Mr. Bonner acknowledged that the ship has needed a “tweak” here and there — his allusion to one of the most tortured shipbuilding programs in Navy history, a decade-long tale of soaring costs, canceled contracts and blown deadlines.

One of the two $700 million ships completed so far has had a major leak and crack in its hull, while the other is at sea, testing equipment that is failing to distinguish underwater mines from glints of light on the waves. More ominously, a report late last year by the Pentagon’s top weapons tester said the ship “is not expected to be survivable in a hostile combat environment.”

But for better or worse, the Pentagon and the Obama administration are embracing the Littoral Combat Ship as the future of naval warfare and just what is needed to meet 21st-century threats.

Able to operate on the high seas and along shallow coastlines (the “littorals”), the fast, maneuverable ship is central to President Obama’s strategy of projecting American power in the Pacific and Persian Gulf. It adds a relatively small and technologically advanced ship — part of what former Defense Secretary Donald H. Rumsfeld envisioned as a lean, proficient military — to America’s traditional blue-water Navy of aircraft carriers and destroyers.

“This ship is the right ship at the right time,” Robert O. Work, the undersecretary of the Navy, said in a recent interview. “We’ve got to prove it to all the naysayers.”

For a Pentagon that must make deep budget cuts — about $450 billion over the next decade, and possibly up to $1 trillion if Congress does not make alternative reductions — the shallow-water ship is a priority. Relatively inexpensive, at least compared with a $2 billion destroyer, it remains critical to the Navy’s goal of reaching a 300-ship fleet, assuming that all 55 littoral combat ships are built as planned. Right now the Navy has 285 ships, making it, as Mitt Romney, the leading Republican presidential candidate points out, the smallest Navy since 1917.

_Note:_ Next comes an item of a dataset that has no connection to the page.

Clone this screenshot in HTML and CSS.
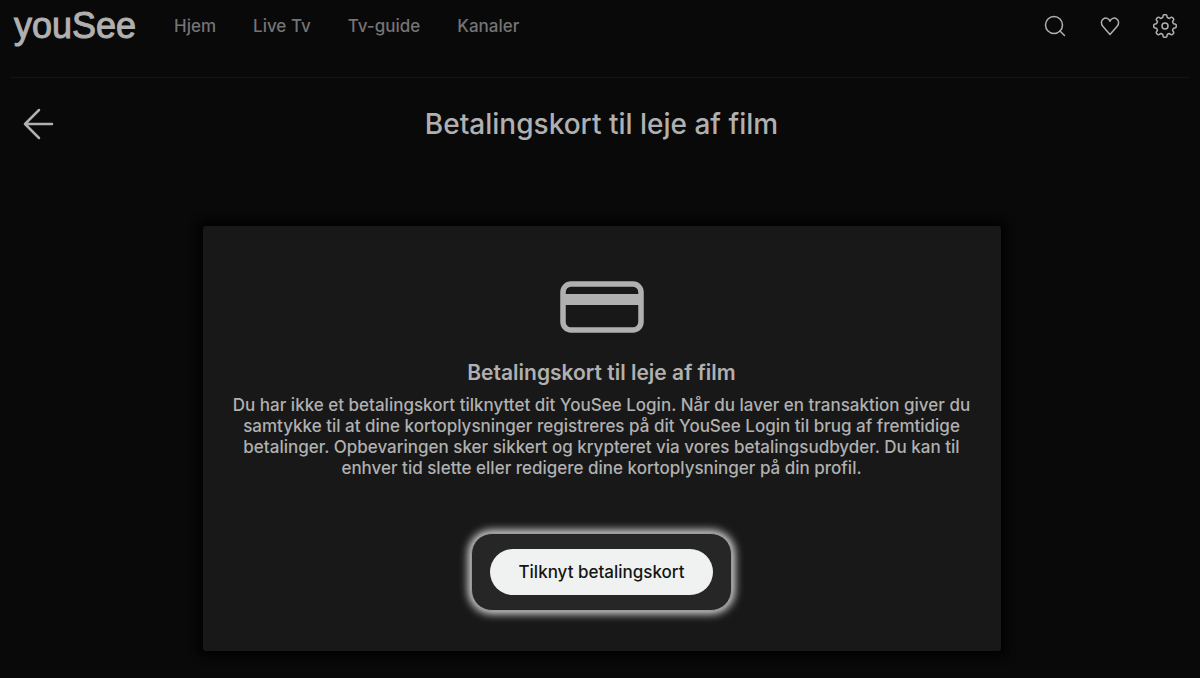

(“An accurate observation that is totally irrelevant,” Mr. Work said. In 1917, “we didn’t have any airplanes in the fleet. We didn’t have any unmanned systems. We didn’t have Tomahawk cruise missiles.”)

The Pentagon has made only the most modest of cutbacks on the new ships by delaying purchases of two of them in future years, and prospects for continued Congressional support for the program are good, despite years of objections from some on Capitol Hill. “The story of this ship is one that makes me ashamed and embarrassed as a former Navy person,” Senator John McCain, an Arizona Republican and onetime Navy pilot, said in late 2010, citing billions of dollars in cost overruns.

But the Navy now insists that they have brought the costs down and that the ships will each cost less than $400 million, and that after an “utter procurement mess” — Mr. Work’s words — the problems are being solved. (The first ship, despite the leak and crack, is expected to be deployed to Singapore next year, at the southern edge of the South China Sea, and the one now in sea trials could be ready by 2014.) Analysts say an important factor driving the Navy and Congress is that the vessels the ships are meant to replace — frigates and minesweepers — are aging, and that there is little else in the pipeline. The combat ship is seen as too far along in production to be killed now.

“It’s one of those things that once the snowball goes down the hill, it just keeps rolling,” said Representative Duncan Hunter, a California Republican who has been one of the ship’s biggest critics but said he was bowing to the inevitable. “The Navy likes it. There’s no way I’m going to stop it.”